**Exercise**
Transcribe the material verbatim in full; the pictures do not belong in the copy.

**Collected data**
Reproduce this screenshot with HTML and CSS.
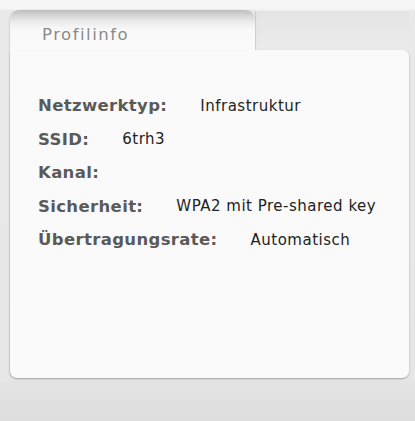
FILE: index.html
```html
<!DOCTYPE html>
<html lang="de">
<head>
<meta charset="utf-8">
<title>Profilinfo</title>
<link rel="stylesheet" href="styles.css">
</head>
<body>
<div class="page">
  <div class="tabs">
    <div class="tab"><span class="tab-title">Profilinfo</span></div>
    <div class="tab-rest"></div>
  </div>
  <div class="panel">
    <div class="row"><span class="label">Netzwerktyp:</span><span class="value">Infrastruktur</span></div>
    <div class="row"><span class="label">SSID:</span><span class="value">6trh3</span></div>
    <div class="row"><span class="label">Kanal:</span><span class="value"></span></div>
    <div class="row"><span class="label">Sicherheit:</span><span class="value">WPA2 mit Pre-shared key</span></div>
    <div class="row"><span class="label">Übertragungsrate:</span><span class="value">Automatisch</span></div>
  </div>
  <div class="footer"></div>
</div>
</body>
</html>
```

FILE: styles.css
```css
html, body {
  margin: 0;
  padding: 0;
}
body {
  width: 415px;
  height: 421px;
  overflow: hidden;
  background: linear-gradient(#f6f6f6 0, #f6f6f6 9px, #e9e9e9 10px, #e6e6e6 100%);
  font-family: "DejaVu Sans", Verdana, sans-serif;
}
.page {
  padding: 10px 6px 0 10px;
}
.tabs {
  display: flex;
  height: 40px;
}
.tab {
  width: 245px;
  border-radius: 9px 9px 0 0;
  background: linear-gradient(#bdbdbd 0, #d4d4d4 5px, #ececec 12px, #f9f9f9 20px, #fafafa 100%);
  box-shadow: -1px 0 1px rgba(0, 0, 0, 0.08);
  padding-left: 32px;
  box-sizing: border-box;
}
.tab-title {
  display: block;
  margin-top: 16px;
  font-size: 16.5px;
  letter-spacing: 1.5px;
  line-height: 18px;
  color: #8a8a8a;
}
.tab-rest {
  flex: 1;
  background: linear-gradient(#e4e4e4, #ebebeb);
  border-top: 1px solid #f2f2f2;
  box-shadow: inset 1px 0 1px rgba(0, 0, 0, 0.12);
}
.panel {
  height: 328px;
  box-sizing: border-box;
  background: #fafafa;
  border-radius: 0 6px 7px 7px;
  box-shadow: 0 1px 2px rgba(0, 0, 0, 0.3), -1px 0 1px rgba(0, 0, 0, 0.06);
  padding: 39px 0 0 28px;
}
.row {
  display: flex;
  align-items: center;
  gap: 33px;
  height: 33.5px;
}
.label {
  font-weight: bold;
  font-size: 16.5px;
  color: #5a5a5a;
  letter-spacing: 0.35px;
}
.value {
  font-size: 15px;
  letter-spacing: 0.5px;
  color: #222;
}
.footer {
  height: 45px;
  margin: 3px -6px 0 -10px;
  background: linear-gradient(#e4e4e4, #dcdcdc);
}
```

**Final result**
Reproduce this screenshot with HTML and CSS.
FILE: index.html
```html
<!DOCTYPE html>
<html lang="de">
<head>
<meta charset="utf-8">
<title>Profilinfo</title>
<link rel="stylesheet" href="styles.css">
</head>
<body>
<div class="page">
  <div class="tabs">
    <div class="tab"><span class="tab-title">Profilinfo</span></div>
    <div class="tab-rest"></div>
  </div>
  <div class="panel">
    <div class="row"><span class="label">Netzwerktyp:</span><span class="value">Infrastruktur</span></div>
    <div class="row"><span class="label">SSID:</span><span class="value">6trh3</span></div>
    <div class="row"><span class="label">Kanal:</span><span class="value"></span></div>
    <div class="row"><span class="label">Sicherheit:</span><span class="value">WPA2 mit Pre-shared key</span></div>
    <div class="row"><span class="label">Übertragungsrate:</span><span class="value">Automatisch</span></div>
  </div>
  <div class="footer"></div>
</div>
</body>
</html>
```

FILE: styles.css
```css
html, body {
  margin: 0;
  padding: 0;
}
body {
  width: 415px;
  height: 421px;
  overflow: hidden;
  background: linear-gradient(#f6f6f6 0, #f6f6f6 9px, #e9e9e9 10px, #e6e6e6 100%);
  font-family: "DejaVu Sans", Verdana, sans-serif;
}
.page {
  padding: 10px 6px 0 10px;
}
.tabs {
  display: flex;
  height: 40px;
}
.tab {
  width: 245px;
  border-radius: 9px 9px 0 0;
  background: linear-gradient(#bdbdbd 0, #d4d4d4 5px, #ececec 12px, #f9f9f9 20px, #fafafa 100%);
  box-shadow: -1px 0 1px rgba(0, 0, 0, 0.08);
  padding-left: 32px;
  box-sizing: border-box;
}
.tab-title {
  display: block;
  margin-top: 16px;
  font-size: 16.5px;
  letter-spacing: 1.5px;
  line-height: 18px;
  color: #8a8a8a;
}
.tab-rest {
  flex: 1;
  background: linear-gradient(#e4e4e4, #ebebeb);
  border-top: 1px solid #f2f2f2;
  box-shadow: inset 1px 0 1px rgba(0, 0, 0, 0.12);
}
.panel {
  height: 328px;
  box-sizing: border-box;
  background: #fafafa;
  border-radius: 0 6px 7px 7px;
  box-shadow: 0 1px 2px rgba(0, 0, 0, 0.3), -1px 0 1px rgba(0, 0, 0, 0.06);
  padding: 39px 0 0 28px;
}
.row {
  display: flex;
  align-items: center;
  gap: 33px;
  height: 33.5px;
}
.label {
  font-weight: bold;
  font-size: 16.5px;
  color: #5a5a5a;
  letter-spacing: 0.35px;
}
.value {
  font-size: 15px;
  letter-spacing: 0.5px;
  color: #222;
}
.footer {
  height: 45px;
  margin: 3px -6px 0 -10px;
  background: linear-gradient(#e4e4e4, #dcdcdc);
}
```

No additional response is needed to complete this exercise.